● Request: With the pictures left out, copy the listing below exactly.

● Information shown:

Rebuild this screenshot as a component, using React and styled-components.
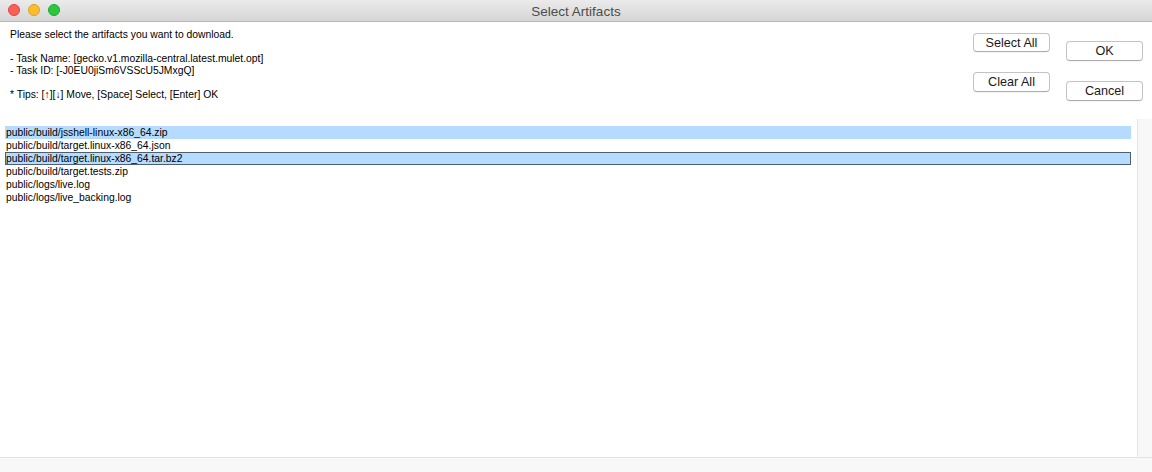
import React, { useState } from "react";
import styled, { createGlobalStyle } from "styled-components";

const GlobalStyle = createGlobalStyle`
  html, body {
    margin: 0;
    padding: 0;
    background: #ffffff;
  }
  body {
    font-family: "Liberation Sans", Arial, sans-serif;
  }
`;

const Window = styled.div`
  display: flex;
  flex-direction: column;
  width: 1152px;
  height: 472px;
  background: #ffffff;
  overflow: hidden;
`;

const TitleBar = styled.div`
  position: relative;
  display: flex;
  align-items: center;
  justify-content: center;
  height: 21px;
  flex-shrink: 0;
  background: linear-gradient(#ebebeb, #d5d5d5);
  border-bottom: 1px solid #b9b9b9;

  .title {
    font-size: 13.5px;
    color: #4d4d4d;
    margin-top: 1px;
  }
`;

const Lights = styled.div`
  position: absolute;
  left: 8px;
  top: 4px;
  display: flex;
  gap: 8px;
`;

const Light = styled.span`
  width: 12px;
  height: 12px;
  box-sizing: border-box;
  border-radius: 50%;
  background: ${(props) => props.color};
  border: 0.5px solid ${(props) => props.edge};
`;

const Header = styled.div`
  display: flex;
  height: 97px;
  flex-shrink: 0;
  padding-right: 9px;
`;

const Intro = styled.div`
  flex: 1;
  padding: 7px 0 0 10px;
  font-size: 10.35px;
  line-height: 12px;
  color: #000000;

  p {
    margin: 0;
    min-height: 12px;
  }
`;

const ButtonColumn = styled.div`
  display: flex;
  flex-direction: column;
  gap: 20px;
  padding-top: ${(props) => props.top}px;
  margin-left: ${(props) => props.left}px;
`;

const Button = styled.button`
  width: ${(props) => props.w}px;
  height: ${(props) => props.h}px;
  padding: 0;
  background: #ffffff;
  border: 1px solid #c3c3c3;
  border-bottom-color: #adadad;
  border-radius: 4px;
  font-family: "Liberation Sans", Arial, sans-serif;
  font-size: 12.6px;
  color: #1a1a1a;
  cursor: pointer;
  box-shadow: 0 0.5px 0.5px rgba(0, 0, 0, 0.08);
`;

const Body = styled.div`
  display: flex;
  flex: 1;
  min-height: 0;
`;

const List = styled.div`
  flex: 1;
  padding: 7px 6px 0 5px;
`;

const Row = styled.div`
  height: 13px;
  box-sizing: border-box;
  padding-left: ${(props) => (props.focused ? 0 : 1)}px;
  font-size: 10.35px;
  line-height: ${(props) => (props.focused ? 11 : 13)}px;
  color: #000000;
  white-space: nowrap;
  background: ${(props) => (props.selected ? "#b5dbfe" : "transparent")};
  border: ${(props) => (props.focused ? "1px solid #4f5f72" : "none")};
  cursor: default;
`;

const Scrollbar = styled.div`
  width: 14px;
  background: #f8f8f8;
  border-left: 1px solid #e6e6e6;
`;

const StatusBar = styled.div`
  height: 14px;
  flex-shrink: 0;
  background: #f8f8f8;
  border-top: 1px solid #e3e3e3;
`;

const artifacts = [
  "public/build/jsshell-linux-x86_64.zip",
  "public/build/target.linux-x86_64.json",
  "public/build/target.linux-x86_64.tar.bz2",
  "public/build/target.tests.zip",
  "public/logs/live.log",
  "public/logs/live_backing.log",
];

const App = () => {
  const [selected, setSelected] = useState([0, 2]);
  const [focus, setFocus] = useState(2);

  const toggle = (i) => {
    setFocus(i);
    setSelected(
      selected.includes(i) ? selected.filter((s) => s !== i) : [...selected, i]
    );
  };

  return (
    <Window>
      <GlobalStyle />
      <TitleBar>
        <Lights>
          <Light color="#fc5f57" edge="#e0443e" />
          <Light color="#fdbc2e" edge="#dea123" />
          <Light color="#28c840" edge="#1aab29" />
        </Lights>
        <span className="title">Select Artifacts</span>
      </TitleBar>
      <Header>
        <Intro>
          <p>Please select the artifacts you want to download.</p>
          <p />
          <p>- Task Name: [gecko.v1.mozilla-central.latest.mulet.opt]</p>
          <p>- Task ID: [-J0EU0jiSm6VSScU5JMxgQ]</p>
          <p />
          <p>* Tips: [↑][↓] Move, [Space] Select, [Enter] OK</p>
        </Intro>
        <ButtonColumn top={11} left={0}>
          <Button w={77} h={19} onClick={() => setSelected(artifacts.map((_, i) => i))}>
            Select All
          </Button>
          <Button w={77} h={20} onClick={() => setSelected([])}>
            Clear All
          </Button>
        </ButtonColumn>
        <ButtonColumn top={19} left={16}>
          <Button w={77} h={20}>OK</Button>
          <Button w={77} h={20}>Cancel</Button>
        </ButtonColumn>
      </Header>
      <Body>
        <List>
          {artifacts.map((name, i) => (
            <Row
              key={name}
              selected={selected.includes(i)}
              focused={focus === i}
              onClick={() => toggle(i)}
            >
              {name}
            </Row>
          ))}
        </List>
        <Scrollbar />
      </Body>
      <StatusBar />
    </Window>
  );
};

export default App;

● Complete answer:
Rebuild this screenshot as a component, using React and styled-components.
import React, { useState } from "react";
import styled, { createGlobalStyle } from "styled-components";

const GlobalStyle = createGlobalStyle`
  html, body {
    margin: 0;
    padding: 0;
    background: #ffffff;
  }
  body {
    font-family: "Liberation Sans", Arial, sans-serif;
  }
`;

const Window = styled.div`
  display: flex;
  flex-direction: column;
  width: 1152px;
  height: 472px;
  background: #ffffff;
  overflow: hidden;
`;

const TitleBar = styled.div`
  position: relative;
  display: flex;
  align-items: center;
  justify-content: center;
  height: 21px;
  flex-shrink: 0;
  background: linear-gradient(#ebebeb, #d5d5d5);
  border-bottom: 1px solid #b9b9b9;

  .title {
    font-size: 13.5px;
    color: #4d4d4d;
    margin-top: 1px;
  }
`;

const Lights = styled.div`
  position: absolute;
  left: 8px;
  top: 4px;
  display: flex;
  gap: 8px;
`;

const Light = styled.span`
  width: 12px;
  height: 12px;
  box-sizing: border-box;
  border-radius: 50%;
  background: ${(props) => props.color};
  border: 0.5px solid ${(props) => props.edge};
`;

const Header = styled.div`
  display: flex;
  height: 97px;
  flex-shrink: 0;
  padding-right: 9px;
`;

const Intro = styled.div`
  flex: 1;
  padding: 7px 0 0 10px;
  font-size: 10.35px;
  line-height: 12px;
  color: #000000;

  p {
    margin: 0;
    min-height: 12px;
  }
`;

const ButtonColumn = styled.div`
  display: flex;
  flex-direction: column;
  gap: 20px;
  padding-top: ${(props) => props.top}px;
  margin-left: ${(props) => props.left}px;
`;

const Button = styled.button`
  width: ${(props) => props.w}px;
  height: ${(props) => props.h}px;
  padding: 0;
  background: #ffffff;
  border: 1px solid #c3c3c3;
  border-bottom-color: #adadad;
  border-radius: 4px;
  font-family: "Liberation Sans", Arial, sans-serif;
  font-size: 12.6px;
  color: #1a1a1a;
  cursor: pointer;
  box-shadow: 0 0.5px 0.5px rgba(0, 0, 0, 0.08);
`;

const Body = styled.div`
  display: flex;
  flex: 1;
  min-height: 0;
`;

const List = styled.div`
  flex: 1;
  padding: 7px 6px 0 5px;
`;

const Row = styled.div`
  height: 13px;
  box-sizing: border-box;
  padding-left: ${(props) => (props.focused ? 0 : 1)}px;
  font-size: 10.35px;
  line-height: ${(props) => (props.focused ? 11 : 13)}px;
  color: #000000;
  white-space: nowrap;
  background: ${(props) => (props.selected ? "#b5dbfe" : "transparent")};
  border: ${(props) => (props.focused ? "1px solid #4f5f72" : "none")};
  cursor: default;
`;

const Scrollbar = styled.div`
  width: 14px;
  background: #f8f8f8;
  border-left: 1px solid #e6e6e6;
`;

const StatusBar = styled.div`
  height: 14px;
  flex-shrink: 0;
  background: #f8f8f8;
  border-top: 1px solid #e3e3e3;
`;

const artifacts = [
  "public/build/jsshell-linux-x86_64.zip",
  "public/build/target.linux-x86_64.json",
  "public/build/target.linux-x86_64.tar.bz2",
  "public/build/target.tests.zip",
  "public/logs/live.log",
  "public/logs/live_backing.log",
];

const App = () => {
  const [selected, setSelected] = useState([0, 2]);
  const [focus, setFocus] = useState(2);

  const toggle = (i) => {
    setFocus(i);
    setSelected(
      selected.includes(i) ? selected.filter((s) => s !== i) : [...selected, i]
    );
  };

  return (
    <Window>
      <GlobalStyle />
      <TitleBar>
        <Lights>
          <Light color="#fc5f57" edge="#e0443e" />
          <Light color="#fdbc2e" edge="#dea123" />
          <Light color="#28c840" edge="#1aab29" />
        </Lights>
        <span className="title">Select Artifacts</span>
      </TitleBar>
      <Header>
        <Intro>
          <p>Please select the artifacts you want to download.</p>
          <p />
          <p>- Task Name: [gecko.v1.mozilla-central.latest.mulet.opt]</p>
          <p>- Task ID: [-J0EU0jiSm6VSScU5JMxgQ]</p>
          <p />
          <p>* Tips: [↑][↓] Move, [Space] Select, [Enter] OK</p>
        </Intro>
        <ButtonColumn top={11} left={0}>
          <Button w={77} h={19} onClick={() => setSelected(artifacts.map((_, i) => i))}>
            Select All
          </Button>
          <Button w={77} h={20} onClick={() => setSelected([])}>
            Clear All
          </Button>
        </ButtonColumn>
        <ButtonColumn top={19} left={16}>
          <Button w={77} h={20}>OK</Button>
          <Button w={77} h={20}>Cancel</Button>
        </ButtonColumn>
      </Header>
      <Body>
        <List>
          {artifacts.map((name, i) => (
            <Row
              key={name}
              selected={selected.includes(i)}
              focused={focus === i}
              onClick={() => toggle(i)}
            >
              {name}
            </Row>
          ))}
        </List>
        <Scrollbar />
      </Body>
      <StatusBar />
    </Window>
  );
};

export default App;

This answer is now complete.